Just imagine what we can do with more time and experience.


Creativity in Education

As Henri Matisse said, “Creativity takes courage.” It is not easy to be creative, to be always thinking outside the box.

Therefore learning to be creative at a young age is a great skill that you can use in any field. Which is why charities like Art Council Wales are keen to involve students in art projects and for them to follow the creative journey.

In today’s classroom where paper is almost a thing of the past, being creative with technology, means using apps. There are number of apps that help students move around a campus or the classroom to find clues like ‘Action bound’. Where the teacher will give the app clues or instruction and all the students enter the same game to try and get to the end first.

Or virtually exploring art galleries around the world with the google arts and culture app and completing quizzes on what you see.
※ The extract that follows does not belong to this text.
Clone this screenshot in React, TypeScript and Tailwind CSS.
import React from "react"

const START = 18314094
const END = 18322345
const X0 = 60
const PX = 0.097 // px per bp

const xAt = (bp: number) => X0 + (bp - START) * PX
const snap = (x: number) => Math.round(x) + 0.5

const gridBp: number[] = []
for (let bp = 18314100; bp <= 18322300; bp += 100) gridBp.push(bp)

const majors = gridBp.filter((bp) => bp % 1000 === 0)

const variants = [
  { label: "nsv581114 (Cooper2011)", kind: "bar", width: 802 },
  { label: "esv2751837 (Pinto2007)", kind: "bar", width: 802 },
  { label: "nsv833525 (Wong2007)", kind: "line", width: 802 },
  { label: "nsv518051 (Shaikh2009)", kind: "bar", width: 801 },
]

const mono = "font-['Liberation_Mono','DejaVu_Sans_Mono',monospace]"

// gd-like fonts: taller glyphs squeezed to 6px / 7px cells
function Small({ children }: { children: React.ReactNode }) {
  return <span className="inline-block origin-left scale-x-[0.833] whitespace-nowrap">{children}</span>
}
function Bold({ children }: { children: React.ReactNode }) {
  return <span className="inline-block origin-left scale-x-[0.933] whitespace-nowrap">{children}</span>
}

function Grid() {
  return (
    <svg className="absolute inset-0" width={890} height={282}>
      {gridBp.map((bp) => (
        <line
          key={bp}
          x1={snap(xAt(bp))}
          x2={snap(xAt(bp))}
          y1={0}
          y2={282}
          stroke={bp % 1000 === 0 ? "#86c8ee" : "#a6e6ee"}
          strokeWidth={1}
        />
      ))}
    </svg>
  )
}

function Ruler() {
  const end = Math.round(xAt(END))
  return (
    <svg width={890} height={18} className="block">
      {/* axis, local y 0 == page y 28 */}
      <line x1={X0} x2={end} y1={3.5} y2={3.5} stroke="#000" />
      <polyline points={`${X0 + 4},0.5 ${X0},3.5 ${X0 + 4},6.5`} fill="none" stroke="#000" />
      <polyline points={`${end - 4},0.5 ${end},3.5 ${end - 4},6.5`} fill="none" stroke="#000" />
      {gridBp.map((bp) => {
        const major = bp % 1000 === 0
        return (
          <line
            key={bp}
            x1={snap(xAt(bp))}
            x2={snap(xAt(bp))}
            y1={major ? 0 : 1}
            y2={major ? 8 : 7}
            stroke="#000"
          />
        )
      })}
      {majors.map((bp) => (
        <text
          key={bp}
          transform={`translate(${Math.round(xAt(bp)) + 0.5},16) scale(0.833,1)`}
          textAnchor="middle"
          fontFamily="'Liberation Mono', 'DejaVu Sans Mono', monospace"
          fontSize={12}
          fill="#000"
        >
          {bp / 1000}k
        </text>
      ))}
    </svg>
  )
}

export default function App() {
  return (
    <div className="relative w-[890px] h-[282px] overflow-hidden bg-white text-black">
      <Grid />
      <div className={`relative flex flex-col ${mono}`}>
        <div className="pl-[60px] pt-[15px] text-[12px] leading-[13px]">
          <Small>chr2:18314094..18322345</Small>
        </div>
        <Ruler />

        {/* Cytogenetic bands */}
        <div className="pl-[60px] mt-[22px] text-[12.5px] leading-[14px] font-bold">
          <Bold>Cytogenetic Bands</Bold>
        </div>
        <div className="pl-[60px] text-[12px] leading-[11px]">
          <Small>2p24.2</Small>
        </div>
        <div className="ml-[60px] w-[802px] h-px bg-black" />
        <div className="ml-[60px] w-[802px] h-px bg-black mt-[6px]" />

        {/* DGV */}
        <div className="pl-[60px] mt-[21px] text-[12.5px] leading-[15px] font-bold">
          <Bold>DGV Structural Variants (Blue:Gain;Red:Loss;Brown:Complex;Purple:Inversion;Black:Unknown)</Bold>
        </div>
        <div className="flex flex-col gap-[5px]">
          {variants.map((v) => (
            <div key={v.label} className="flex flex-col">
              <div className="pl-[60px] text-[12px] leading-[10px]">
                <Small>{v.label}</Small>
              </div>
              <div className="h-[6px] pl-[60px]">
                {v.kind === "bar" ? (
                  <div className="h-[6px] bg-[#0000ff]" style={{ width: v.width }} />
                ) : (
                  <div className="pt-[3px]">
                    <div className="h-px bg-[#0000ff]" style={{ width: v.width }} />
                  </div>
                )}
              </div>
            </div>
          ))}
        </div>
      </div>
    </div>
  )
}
There are various mini games on this app and most of the major art galleries in the world which lets you explore art in a different way.
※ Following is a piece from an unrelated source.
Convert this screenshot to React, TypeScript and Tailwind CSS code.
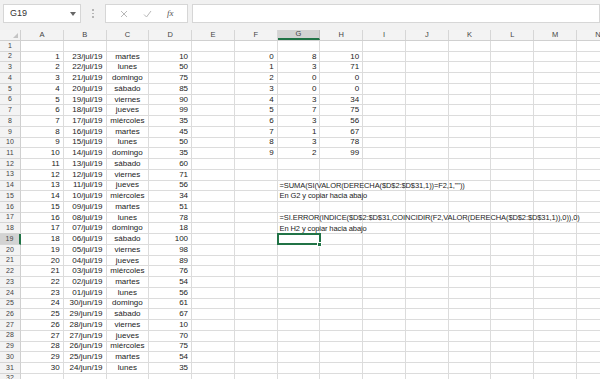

Kahoot! is another great app which is popular with schools, where teachers can create their own quizzes and there are previously uploaded ones which you can also use.

What these apps tell us is that are a lot of different ways to incorporate creativity into the classroom for free.

I don’t believe the popular theory that educators don’t understand creativity, I believe that having to prepare what they are going to teach beforehand with schemes of work and lessons plans doesn’t seem creative. Yet in the classroom teachers have to work by the fly all the time and creatively handle any potential problems, the implementation of a lesson is the creative bit as you are responding to the students as they react to the lesson.

Being creative is about thinking outside the box when presenting ideas. The teacher is performing ideas and reacting to the students, as if they were constantly doing ad-lib. Sometimes the teacher may perform the same way every lesson which is why it doesn’t seem very creative.

The British council recommends several ways to becoming a more creative teacher:

  • Learn about different things and bring them into your teaching – learn artistic hobby, learn a song about a subject you are teaching, learn about teaching itself
  • Make connections with other teachers – your fellow staff members, over social media, blogs, attend talks.
  • Learn and save new ways of teaching old ideas
  • Share what you have learned
  • Practice your creativity – practice new lessons and methods
  • Experiment and reflect – the number one thing you can do is reflect on what went wrong.
  • Make it a daily goal to be creative – start with one class a day then move to two, and then three until eventually you are being creative in all your classes

So, being a creative teacher means experimenting with methods outside your subject and maybe comfort zone and using all of your skills and talent to make what you are teaching different.

Reflecting on your practice is something all teachers should do whether you have a good or bad day. Reflecting on your bad day can show you where you can better next time. Reflecting on different things you have tried can help you pinpoint what went right and wrong, so you can keep the right things when you do it next time.

Using other subjects in your lesson that normally don’t go together could be a good way to go, like using music in science, art in maths, English in technology for example.

You could use the classical music The Planets by Gustav Holt in science, you could use the Fibonacci sequence which is featured in nature and used in art for maths as it is a mathematical formula. You could use literature that talks about technology like robots in the subject technology. The ideas are endless

It is not easy work re-doing lesson plans to find a more creative way to perform lessons, and the teacher needs to be willing to put the hard work in otherwise it won’t work.

When anyone is trying something new a support network is needed, if you as a teacher don’t have this then it can be daunting, trying to become more creative on your own which is why it’s one of the British councils’ steps.

 Find your support network even if it’s through social media.